Neural-g: A Deep Learning Framework for Mixing Density Estimation
Shijie Wang, Saptarshi Chakraborty, Qian Qin, Ray Bai
TL;DR
This paper introduces neural-$g$, a deep neural network framework for estimating mixing densities in empirical Bayes $g$-modeling. By outputting a valid probability mass function over a fixed grid $\Theta_m$ via a softmax layer, neural-$g$ flexibly captures a wide range of priors, including discrete, continuous, flat, heavy-tailed, and bounded shapes. The authors establish a universal approximation theorem for PMFs with a softmax output, propose a weighted average gradient optimizer to accelerate training, and extend the method to multivariate priors.

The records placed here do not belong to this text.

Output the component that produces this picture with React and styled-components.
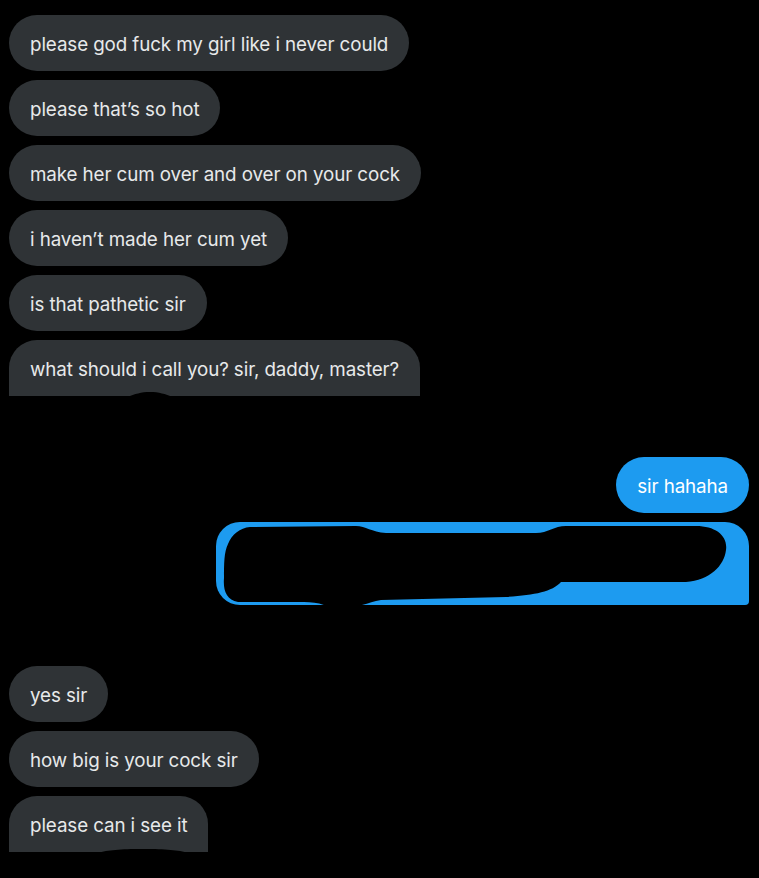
import React from 'react'
import styled, { createGlobalStyle } from 'styled-components'

const Global = createGlobalStyle`
  html, body {
    margin: 0;
    background: #000;
  }
  body {
    font-family: Inter, "Noto Sans", "Liberation Sans", sans-serif;
  }
`

const Thread = styled.main`
  display: flex;
  flex-direction: column;
  gap: 61px;
  padding: 15px 10px 0 9px;
  min-height: 878px;
  box-sizing: border-box;
  overflow: hidden;
`

const Group = styled.section`
  display: flex;
  flex-direction: column;
  align-items: ${(p) => (p.mine ? 'flex-end' : 'flex-start')};
  gap: 9px;
`

const Bubble = styled.div`
  position: relative;
  box-sizing: border-box;
  height: 56px;
  padding: 17px 21px 14px;
  font-size: 18.8px;
  line-height: 25px;
  letter-spacing: -0.1px;
  color: ${(p) => (p.mine ? '#ffffff' : '#e7e9ea')};
  background: ${(p) => (p.mine ? '#1d9bf0' : '#2f3336')};
  border-radius: ${(p) => (p.cut ? '28px 28px 0 0' : '28px')};
  white-space: nowrap;
`

const Redacted = styled.div`
  position: relative;
  width: 533px;
  height: 83px;
  background: #1d9bf0;
  border-radius: 24px 24px 4px 24px;
  overflow: hidden;
`

const Scribble = styled.svg`
  position: absolute;
  inset: 0;
  width: 100%;
  height: 100%;
`

const Blob = styled.svg`
  position: absolute;
  bottom: -1px;
  left: ${(p) => p.left}px;
`

export default function App() {
  return (
    <>
      <Global />
      <Thread>
        <Group>
          <Bubble>please god fuck my girl like i never could</Bubble>
          <Bubble>please that’s so hot</Bubble>
          <Bubble>make her cum over and over on your cock</Bubble>
          <Bubble>i haven’t made her cum yet</Bubble>
          <Bubble>is that pathetic sir</Bubble>
          <Bubble cut>
            what should i call you? sir, daddy, master?
            <Blob left={118} width="46" height="5" viewBox="0 0 46 5">
              <path d="M0 5 C8 2 14 0 23 0 C32 0 38 2 46 5 Z" fill="#000" />
            </Blob>
          </Bubble>
        </Group>
        <Group mine>
          <Bubble mine>sir hahaha</Bubble>
          <Redacted>
            <Scribble viewBox="0 0 533 83" preserveAspectRatio="none">
              <path
                d="M34 5 L140 4 C150 4 155 10 170 11 L320 11 C332 11 338 4 350 4 L480 4
                   C500 4 512 14 510 28 C508 44 494 58 470 60 L345 60
                   C336 70 318 73 290 75 L165 78 C156 79 150 83 140 84 L110 84
                   C104 81 96 80 88 80 L22 80 C10 78 7 68 8 56 C8 42 8 30 12 22
                   C16 12 24 6 34 5 Z"
                fill="#000"
              />
            </Scribble>
          </Redacted>
        </Group>
        <Group>
          <Bubble>yes sir</Bubble>
          <Bubble>how big is your cock sir</Bubble>
          <Bubble cut>
            please can i see it
            <Blob left={88} width="92" height="5" viewBox="0 0 92 5">
              <path d="M0 5 C12 2 22 1 46 1 C70 1 80 2 92 5 Z" fill="#000" />
            </Blob>
          </Bubble>
        </Group>
      </Thread>
    </>
  )
}
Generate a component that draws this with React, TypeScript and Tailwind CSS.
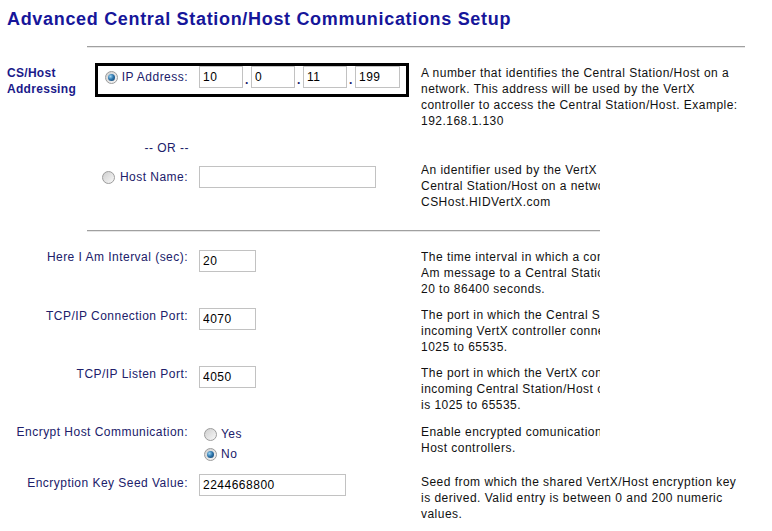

Through extensive simulations and real-data applications (Poisson mixtures and measurement-error models), neural-$g$ demonstrates competitive accuracy and reliable uncertainty quantification, often outperforming NPMLE and Efron’s $g$ when priors are non-smooth or contain flat regions. A publicly available software package supports implementation, enabling broad use in empirical Bayes and latent-mixture problems.
Abstract
Mixing (or prior) density estimation is an important problem in machine learning and statistics, especially in empirical Bayes $g$-modeling where accurately estimating the prior is necessary for making good posterior inferences. In this paper, we propose neural-$g$, a new neural network-based estimator for $g$-modeling. Neural-$g$ uses a softmax output layer to ensure that the estimated prior is a valid probability density. Under default hyperparameters, we show that neural-$g$ is very flexible and capable of capturing many unknown densities, including those with flat regions, heavy tails, and/or discontinuities. In contrast, existing methods struggle to capture all of these prior shapes. We provide justification for neural-$g$ by establishing a new universal approximation theorem regarding the capability of neural networks to learn arbitrary probability mass functions. To accelerate convergence of our numerical implementation, we utilize a weighted average gradient descent approach to update the network parameters. Finally, we extend neural-$g$ to multivariate prior density estimation. We illustrate the efficacy of our approach through simulations and analyses of real datasets. A software package to implement neural-$g$ is publicly available at https://github.com/shijiew97/neuralG.